# Aim
Please print exactly the lines below, from the start of the material up to and including the line with "const steps: Step[]", but none of the pictures.
--- begin ---
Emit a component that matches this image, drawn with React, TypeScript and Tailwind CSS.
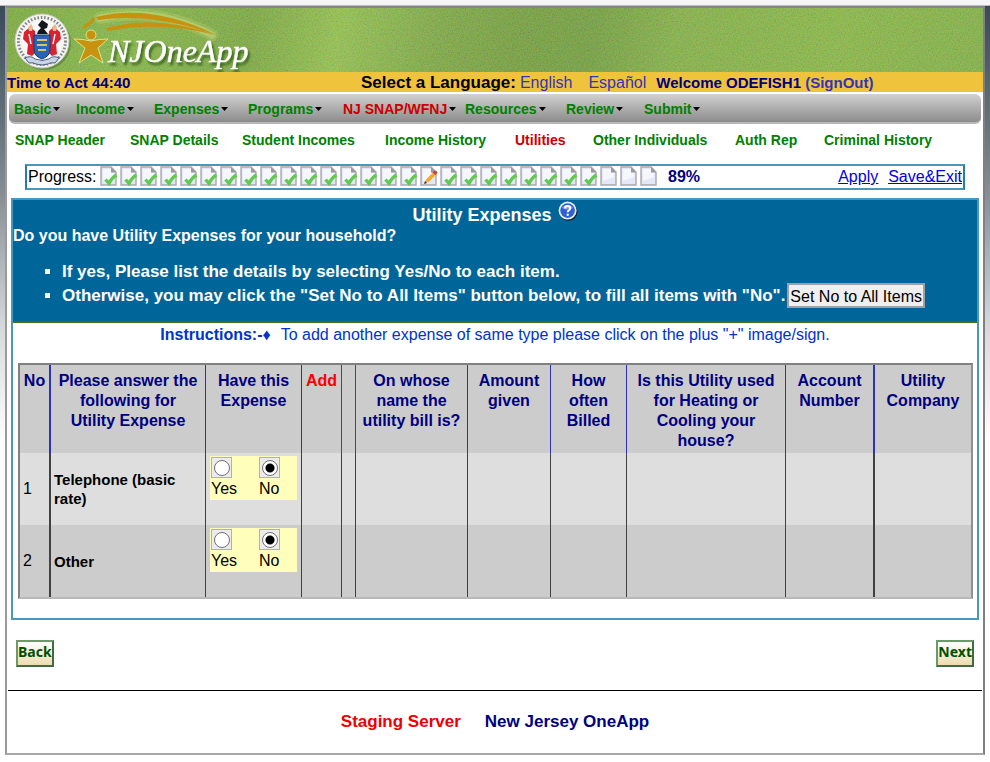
import React from "react";

const menu = ["Basic", "Income", "Expenses", "Programs", "NJ SNAP/WFNJ", "Resources", "Review", "Submit"];

const tabs = [
  "SNAP Header",
  "SNAP Details",
  "Student Incomes",
  "Income History",
  "Utilities",
  "Other Individuals",
  "Auth Rep",
  "Criminal History",
];

type Step = "done" | "current" | "todo";

const steps: Step[] = Array.from({ length: 28 }, (_, i) => (i === 16 ? "current" : i > 24 ? "todo" : "done"));

const rows = [
  { id: 1, name: "Telephone (basic rate)" },
  { id: 2, name: "Other" },
];

function StateSeal() {
  return (
    <svg width="58" height="60" viewBox="0 0 58 60" role="img" aria-label="State seal">
      <circle cx="30" cy="31" r="27" fill="#4d7a30" opacity="0.6" />
      <circle cx="28" cy="29" r="27" fill="#f4f4f2" stroke="#c8c8c0" />
      <circle cx="28" cy="29" r="23.500" fill="none" stroke="#55585a" strokeWidth="3" strokeDasharray="1.6 1.8" opacity="0.7" />
      <circle cx="28" cy="29" r="20" fill="#f8f8f8" />
      <path d="M10 20l6-5 5 4 1 21-4 4-5-2 1-10-5-5z" fill="#d8222f" />
      <path d="M46 20l-6-5-5 4-1 21 4 4 5-2-1-10 5-5z" fill="#d8222f" />
      <path d="M14 15l3-3 2 3-1 4h-3zM38 15l3-3 2 3-1 4h-3z" fill="#e7b994" />
      <path d="M15 22l2 10M41 22l-2 10" stroke="#fff" strokeWidth="1.4" />
      <path d="M20 23h16v15q0 6-8 9-8-3-8-9z" fill="#2b63b8" stroke="#173a78" />
      <path d="M23 28h10M23 33h10M24 38h8" stroke="#d9c36a" strokeWidth="1.8" />
      <path d="M23 22q1-4 4-6l-3-3 4-5 6 4-1 4-3 1 4 5z" fill="#15151d" />
      <path d="M11 46q6-3 10 1 7 3 14 0 4-4 10-1l-4 5q-5-1-7 1-6 2-12 0-3-2-7-1z" fill="#c9d4e6" stroke="#4a5f86" />
    </svg>
  );
}

function BrandMark() {
  return (
    <svg width="190" height="64" viewBox="0 0 190 64" role="img" aria-label="NJOneApp">
      <g fill="none" stroke="#d9e58a" strokeLinecap="round">
        <path d="M28 10Q85-2 140 27" strokeWidth="12" opacity="0.2" />
        <path d="M28 10Q85-2 140 27" strokeWidth="7" opacity="0.35" />
      </g>
      <path d="M24 9Q80-5 144 27Q80 4 26 12Z" fill="#c8920f" />
      <path d="M34 20Q84 6 144 27Q88 13 36 23Z" fill="#c8920f" />
      <path d="M11 20l8-6M18 16l4-6" stroke="#c8920f" strokeWidth="3" />
      <g fill="#c8920f" stroke="#d9e58a" strokeWidth="1">
        <path d="M19 33q-8-2-17-2l11 9-6 15 12-8 12 8-5-15 10-9q-9 0-17 2z" />
        <circle cx="19" cy="27" r="5" />
      </g>
      <text
        x="36"
        y="54"
        fontFamily="'Liberation Serif', serif"
        fontStyle="italic"
        fontSize="32"
        fill="#fff"
        stroke="#fff"
        strokeWidth="0.5"
        className="drop-shadow-[2px_3px_1px_#3f6b22]"
      >
        NJOneApp
      </text>
    </svg>
  );
}

function HeaderTexture() {
  return (
    <svg className="absolute inset-0 h-full w-full opacity-25" aria-hidden="true">
      <filter id="grain">
        <feTurbulence type="fractalNoise" baseFrequency="0.75" numOctaves="2" seed="4" />
        <feColorMatrix values="1 0 0 0 -0.1  0 1.2 0 0 -0.05  0 0 0.6 0 -0.1  0 0 0 0 1" />
      </filter>
      <rect width="100%" height="100%" filter="url(#grain)" />
    </svg>
  );
}

function StepIcon({ step, n }: { step: Step; n: number }) {
  return (
    <svg width="20" height="20" viewBox="0 0 20 20" role="img" aria-label={`Step ${n}: ${step}`}>
      <path d="M1 1h10l5 5v13H1z" fill="#e4e8f6" stroke="#a9a9ad" strokeWidth="1.4" />
      <path d="M3 3h8v4h3v4L3 15z" fill="#f6f7fc" />
      <path d="M11 1v5.500H16z" fill="#9a9a9e" />
      {step === "done" && <path d="M5.500 13.500l3.500 4q3-6 7.500-8.500" fill="none" stroke="#5fcb4c" strokeWidth="3.2" />}
      {step === "current" && (
        <>
          <path d="M5 17l1.500-4 7-7 3 2.500-7.500 7z" fill="#f2a92c" />
          <path d="M12.500 6.500l2-2q2 0 3 2L15.500 9z" fill="#c8403a" />
          <path d="M4 18l1-3 2 2z" fill="#333" />
        </>
      )}
    </svg>
  );
}

function HelpIcon() {
  return (
    <svg width="20" height="20" viewBox="0 0 20 20" aria-hidden="true">
      <circle cx="10.500" cy="10.800" r="9" fill="#10243c" />
      <circle cx="9.600" cy="9.600" r="9" fill="#e8ecf4" />
      <circle cx="9.600" cy="9.600" r="7.300" fill="#2f5fd0" />
      <path d="M4 7a6 5 0 0 1 11 0q-5 3-11 0z" fill="#7c9ff0" />
      <path d="M7 7.500Q7 5 9.600 5t2.600 2.300q0 1.400-1.400 2.100-1.100.6-1.100 1.800" fill="none" stroke="#fff" strokeWidth="1.900" />
      <circle cx="9.700" cy="13.700" r="1.200" fill="#fff" />
    </svg>
  );
}

function Choice({ row, label, checked }: { row: number; label: string; checked?: boolean }) {
  return (
    <label className="flex w-12 shrink-0 flex-col items-start">
      <span className="flex size-[21px] items-center justify-center border border-[#b0b0b0] bg-[#ececec]">
        <input
          type="radio"
          name={`expense-${row}`}
          defaultChecked={checked}
          className="size-4 appearance-none rounded-full border border-[#707070] bg-white checked:bg-[radial-gradient(circle,#000_0_4px,#fff_5px)]"
        />
      </span>
      <span className="text-[16px] leading-[22px]">{label}</span>
    </label>
  );
}

const headText = "px-1 pt-1.5 align-top leading-5 font-bold";
const blueRule = "border-r border-r-[#3030b0]";
const redRule = "border-r border-r-[#ff0000]";
const darkRule = "border-r border-r-[#404040]";

export default function App() {
  return (
    <div className="min-h-screen bg-white font-['Liberation_Sans',Arial,sans-serif] text-[16px] text-black">
      <div className="h-[5px] bg-[#f6f6f6]" />
      <div className="h-px bg-[#bcbcbc]" />
      <div className="bg-[linear-gradient(#3a4a58_0px,#65747c_120px,#858d93_185px,#d8dbde_325px,#fff_440px)] pb-2">
        <div className="mx-[5px] border-2 border-t-[#85858c] border-r-[#808080] border-b-[#a8a8a8] border-l-[#9a9a9a] bg-white">
          <header className="relative h-16 bg-[linear-gradient(100deg,#78a83e_0%,#84b44a_12%,#78a442_25%,#93bf52_34%,#7ba447_44%,#719a40_52%,#6f9a42_60%,#82ad4a_68%,#88b549_85%,#80ad48_100%)]">
            <HeaderTexture />
            <div className="relative flex items-start pl-[7px]">
              <div className="pt-1">
                <StateSeal />
              </div>
              <BrandMark />
            </div>
          </header>

          <div className="flex h-5 items-center bg-[#f0c33c] whitespace-nowrap">
            <span className="w-[354px] shrink-0 pt-0.5 text-[15px] font-bold text-[#000080]">Time to Act 44:40</span>
            <div className="flex items-baseline pt-px">
              <b className="text-[17px]">Select a Language:</b>
              <a href="#en" className="ml-1 text-[#3333bb]">English</a>
              <a href="#es" className="ml-4 text-[#3333bb]">Español</a>
              <b className="ml-2.5 text-[15px] text-[#000080]">
                Welcome ODEFISH1{" "}
                <a href="#signout" className="text-[#3333bb]">(SignOut)</a>
              </b>
            </div>
          </div>

          <nav
            aria-label="Main"
            className="mx-0.5 mt-0.5 grid h-[30px] grid-cols-[62px_78px_94px_95px_122px_101px_78px_auto] items-center rounded-md border-b-2 border-[#b8b8b8] bg-linear-to-b from-[#d2d2d2] to-[#8c8c8c] pt-0.5 pl-[5px] text-[14px] font-bold whitespace-nowrap text-[#008000]"
          >
            {menu.map((m) => (
              <button key={m} className={m.startsWith("NJ") ? "flex items-center gap-0.5 text-[#cc0000]" : "flex items-center gap-0.5"}>
                {m}
                <svg width="7" height="4" viewBox="0 0 7 4" aria-hidden="true" className="shrink-0">
                  <path d="M0 0h7L3.500 4z" fill="#000" />
                </svg>
              </button>
            ))}
          </nav>

          <nav
            aria-label="NJ SNAP/WFNJ"
            className="grid h-8 grid-cols-[115px_112px_143px_130px_78px_142px_89px_auto] items-center pl-2 text-[14px] font-bold whitespace-nowrap text-[#008000]"
          >
            {tabs.map((t) => (
              <a key={t} href="#tab" className={t === "Utilities" ? "text-[#cc0000]" : ""}>
                {t}
              </a>
            ))}
          </nav>

          <div className="mx-[18px] mt-2 flex h-[26px] items-center border-2 border-t-[#4a96bc] border-r-[#2a7ba8] border-b-[#4a96bc] border-l-[#2a7ba8] pr-px pl-px whitespace-nowrap">
            <span className="w-[72px] shrink-0">Progress:</span>
            <div className="flex shrink-0 self-start">
              {steps.map((s, i) => (
                <StepIcon key={i} step={s} n={i + 1} />
              ))}
            </div>
            <b className="ml-2 text-[#000080]">89%</b>
            <div className="ml-auto flex gap-2.5 text-[#0000e0] underline">
              <a href="#apply">Apply</a>
              <a href="#save">Save&amp;Exit</a>
            </div>
          </div>

          <main className="mx-1 mt-2 border-2 border-[#4a96bc] pb-[19px]">
            <section className="h-[123px] border-b-2 border-[#4a6b10] bg-[#006699] font-bold text-white">
              <h1 className="flex h-[26px] items-center justify-center gap-1.5 pt-1 text-[18px]">
                Utility Expenses
                <button aria-label="Help" className="pb-2">
                  <HelpIcon />
                </button>
              </h1>
              <p className="leading-5">Do you have Utility Expenses for your household?</p>
              <ul className="mt-3.5 list-[square] pl-[49px] text-[17px] leading-[23px]">
                <li>If yes, Please list the details by selecting Yes/No to each item.</li>
                <li>
                  <div className="flex items-center gap-0.5 whitespace-nowrap">
                    Otherwise, you may click the "Set No to All Items" button below, to fill all items with "No".
                    <button className="h-[25px] border-2 border-[#a0a0a0] bg-[#efefef] px-px text-[16px] font-normal text-black">
                      Set No to All Items
                    </button>
                  </div>
                </li>
              </ul>
            </section>

            <p className="text-center leading-6 text-[#0033cc]">
              <b>Instructions:-♦</b>
              <span className="ml-2.5">To add another expense of same type please click on the plus "+" image/sign.</span>
            </p>

            <div className="mr-1 ml-[5px] pt-4">
              <table className="w-full table-fixed border-separate border-spacing-0 border-2 border-t-[#808080] border-r-[#909090] border-b-[#b8b8b8] border-l-[#808080]">
                <colgroup>
                  <col className="w-[31px]" />
                  <col />
                  <col className="w-24" />
                  <col className="w-10" />
                  <col className="w-3.5" />
                  <col className="w-28" />
                  <col className="w-[83px]" />
                  <col className="w-[76px]" />
                  <col className="w-[159px]" />
                  <col className="w-[89px]" />
                  <col className="w-[96px]" />
                </colgroup>
                <thead>
                  <tr className="h-[88px] bg-[#cccccc] text-[#000080]">
                    <th className="border-r-2 border-r-[#3030b0] pt-1.5 align-top leading-5">No</th>
                    <th className={`${headText} ${blueRule} whitespace-nowrap`}>Please answer the<br />following for<br />Utility Expense</th>
                    <th className={`${headText} ${blueRule}`}>Have this Expense</th>
                    <th className={`${redRule} pt-1.5 align-top leading-5 text-[#ff0000]`}>Add</th>
                    <th className={redRule} />
                    <th className={`${headText} ${blueRule} whitespace-nowrap`}>On whose<br />name the<br />utility bill is?</th>
                    <th className={`${headText} ${blueRule}`}>Amount given</th>
                    <th className={`${headText} ${blueRule}`}>How often Billed</th>
                    <th className={`${headText} ${blueRule}`}>Is this Utility used for Heating or Cooling your house?</th>
                    <th className={`${headText} border-r-2 border-r-[#3030b0]`}>Account Number</th>
                    <th className={headText}>Utility Company</th>
                  </tr>
                </thead>
                <tbody>
                  {rows.map((r) => (
                    <tr key={r.id} className="h-18 odd:bg-[#dedede] even:bg-[#cccccc]">
                      <td className="border-r-2 border-r-[#404040] pl-[3px]">{r.id}</td>
                      <th scope="row" className={`${darkRule} pr-6 pl-[3px] text-left text-[15px] leading-[19px]`}>
                        {r.name}
                      </th>
                      <td className={`${darkRule} px-1 pt-[3px] align-top`}>
                        <div className="flex h-11 bg-[#ffffbb] pt-px pl-px">
                          <Choice row={r.id} label="Yes" />
                          <Choice row={r.id} label="No" checked />
                        </div>
                      </td>
                      <td className={darkRule} />
                      <td className={darkRule} />
                      <td className={darkRule} />
                      <td className={darkRule} />
                      <td className={darkRule} />
                      <td className={darkRule} />
                      <td className="border-r-2 border-r-[#404040]" />
                      <td />
                    </tr>
                  ))}
                </tbody>
              </table>
            </div>
          </main>

          <div className="mx-[9px] mt-5 flex justify-between">
            {["Back", "Next"].map((b) => (
              <button
                key={b}
                className="h-[27px] border-2 border-t-[#6a9a6a] border-r-[#3f6b3f] border-b-[#3f6b3f] border-l-[#6a9a6a] bg-linear-to-b from-white to-[#ecdcae] pb-1 font-['Noto_Sans',sans-serif] text-[14px] leading-4 font-bold text-[#005000]"
              >
                {b}
              </button>
            ))}
          </div>

          <footer className="mx-px mt-[23px] flex h-[63px] items-center justify-center gap-6 border-t border-black text-[17px] font-bold">
            <span className="text-[#ee0000]">Staging Server</span>
            <span className="text-[#000080]">New Jersey OneApp</span>
          </footer>
        </div>
      </div>
    </div>
  );
}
--- end ---
# In response
Emit a component that matches this image, drawn with React, TypeScript and Tailwind CSS.
import React from "react";

const menu = ["Basic", "Income", "Expenses", "Programs", "NJ SNAP/WFNJ", "Resources", "Review", "Submit"];

const tabs = [
  "SNAP Header",
  "SNAP Details",
  "Student Incomes",
  "Income History",
  "Utilities",
  "Other Individuals",
  "Auth Rep",
  "Criminal History",
];

type Step = "done" | "current" | "todo";

const steps: Step[] = Array.from({ length: 28 }, (_, i) => (i === 16 ? "current" : i > 24 ? "todo" : "done"));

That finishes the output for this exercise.